2004 saw the first full American staging of Alan Bennett's Single Spies (two one-acts: "An Englishman Abroad" and "A Question of Attribution"), which was co-directed by John Fisher and Jeffrey Hartgraves. Featuring John Fisher, Jeffrey Hartgraves, Libby O'Connell, Matt Weimer, Greg Lucey, and Dominick Marrone.

2005 featured the holiday production of George S. Kaufman and Moss Hart's classic farce The Man Who Came to Dinner, starring a collection of some of the Bay Area's best-known local actors, including Floriana Alessandria, David Bicha, P. A. Cooley, Matthew Martin, Kim Larsen, Matt Weimer, Libby O'Connell, and Jeffrey Hartgraves.

2006 featured the remounting of the critically acclaimed Family Jewels: the Making of Veronica Klaus by Jeffrey Hartgraves and Veronica Klaus, directed by Jeffrey Hartgraves. This production was subsequently brought back for another run in 2007.

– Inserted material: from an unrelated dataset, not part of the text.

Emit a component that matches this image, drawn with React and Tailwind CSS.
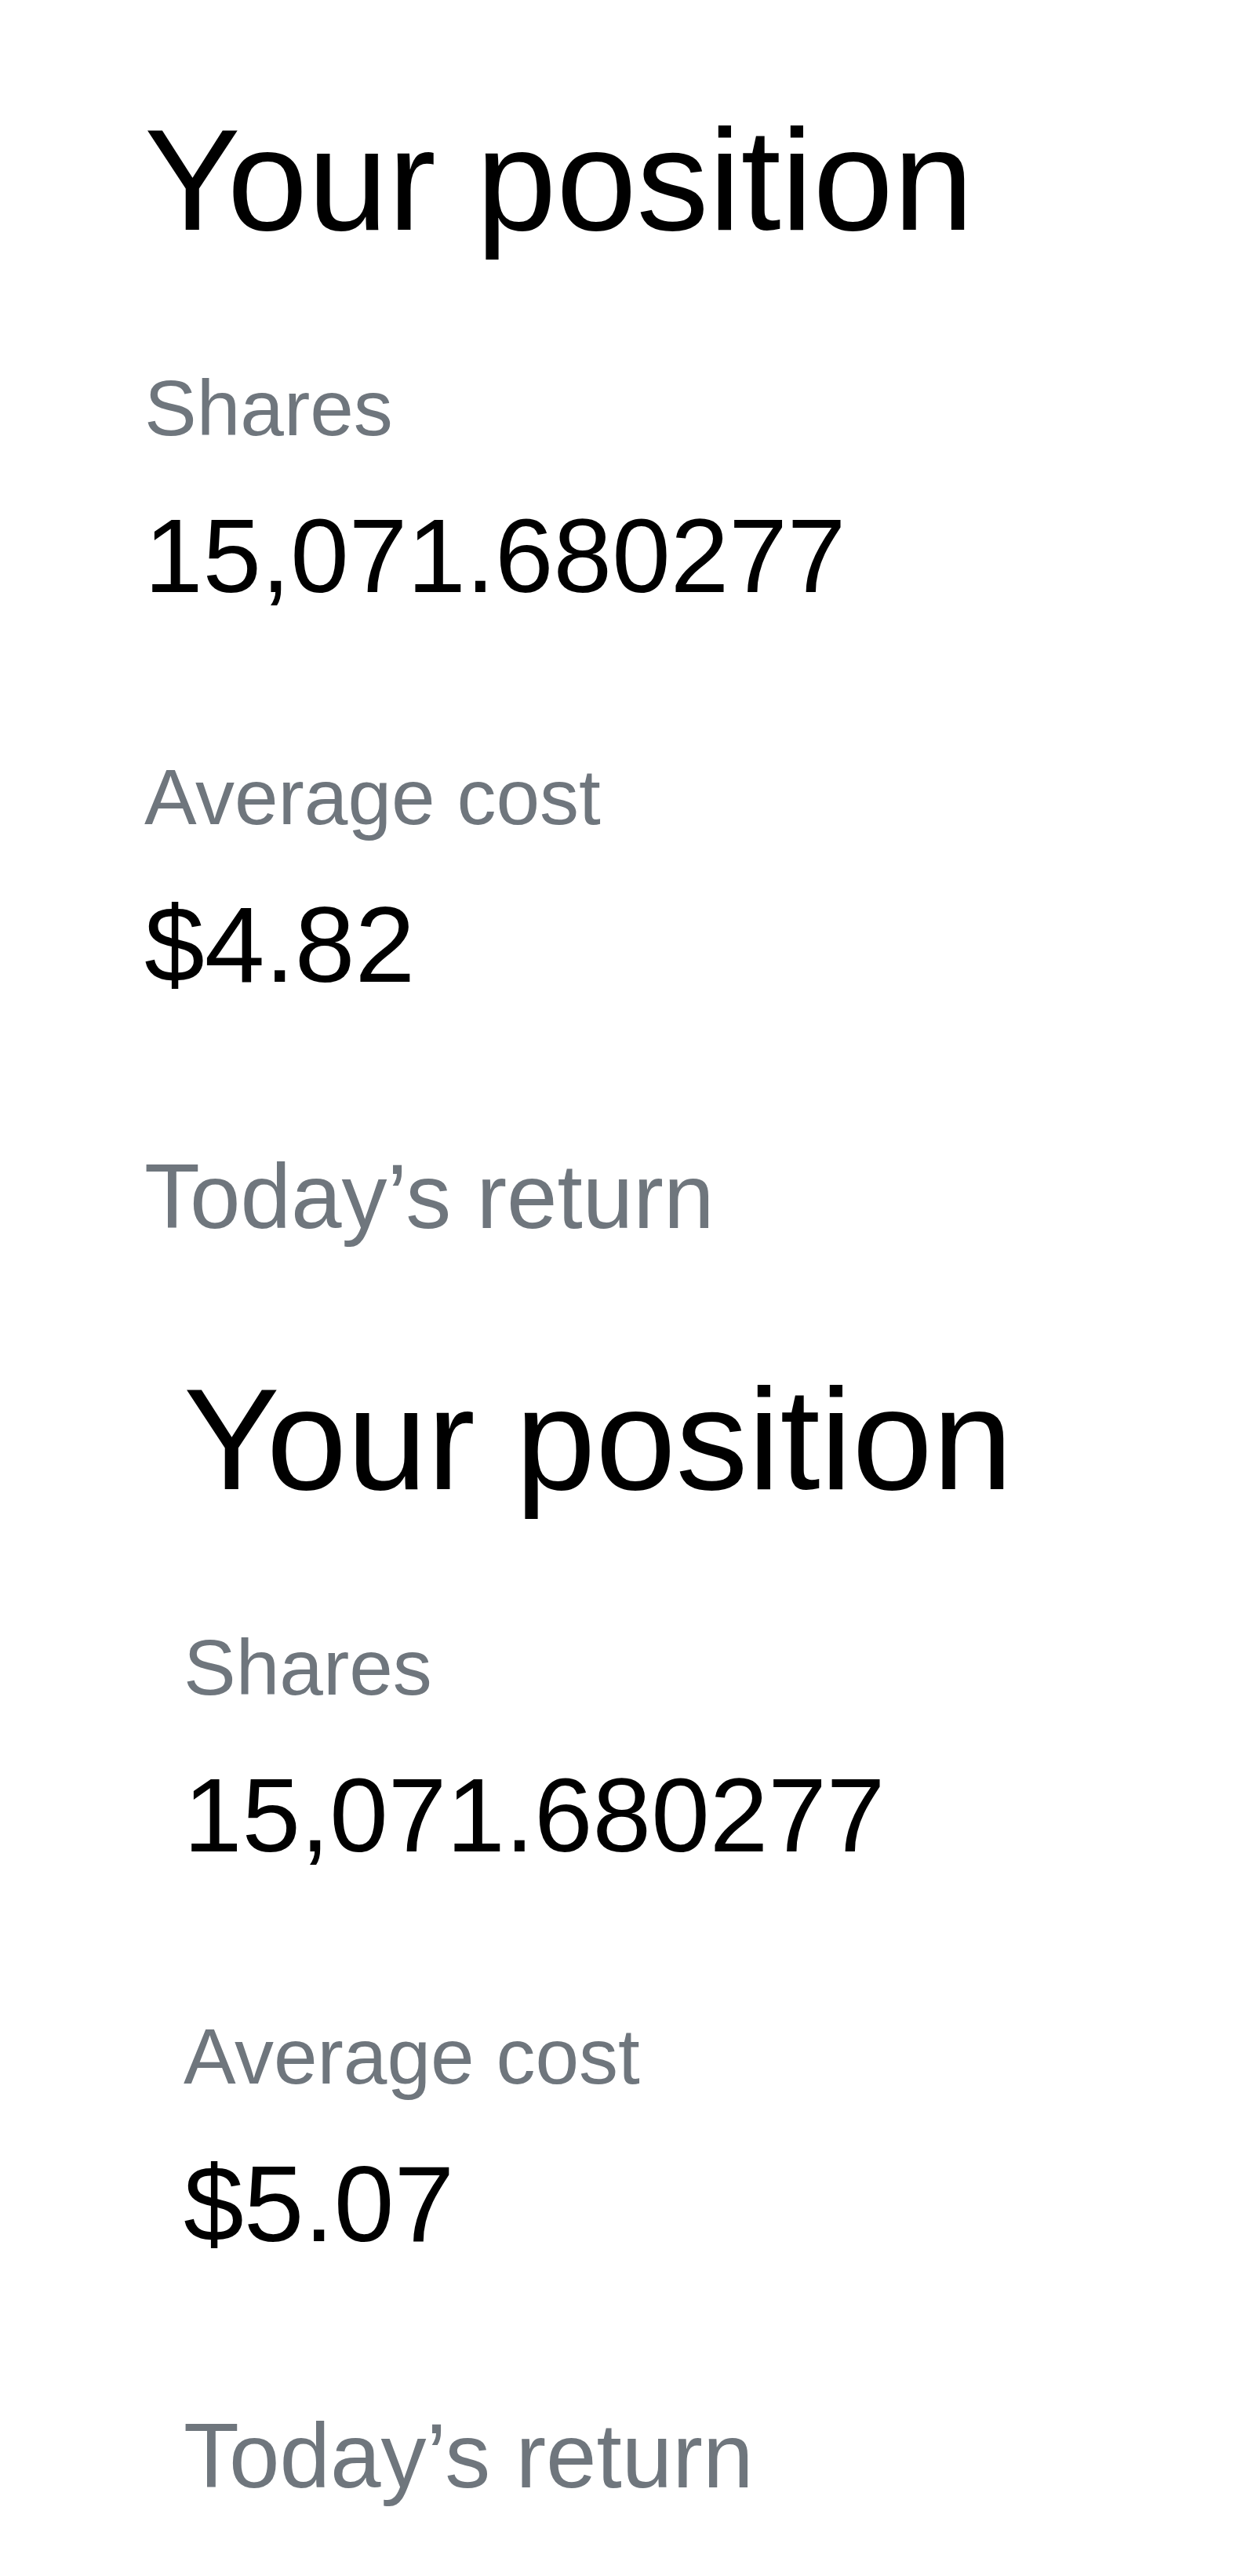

2007 brought innovation and experimentation with the creation of The Studio Project There's Something About Marriage which explored the issues and opinions surrounding the topic of gay marriage. Conceived and created by John Fisher, David Bicha, and Maryssa Wanlass. With cameos by Drew Todd, Jeffrey Hartgraves, and Matthew Martin. This year also saw the first staging of Shark Bites (a very nearly solo show) written by and starring Jeffrey Hartgraves. Directed by Libby O'Connell and featuring Drew Todd, P. A. Cooley, David Bicha, davidmahr, and T.J. Lee. This show was remounted in 2008.

===2009–present===
In 2009, the rising cost of rent caused Theatre Rhino to vacate the Redstone Building. Subsequent shows have been produced at multiple venues across San Francisco, primarily at the Gateway Theatre (once home of the Eureka Theatre Company) at 215 Jackson Street. As of 2023, they are operating out of 4229 18th, a storefront in the Castro.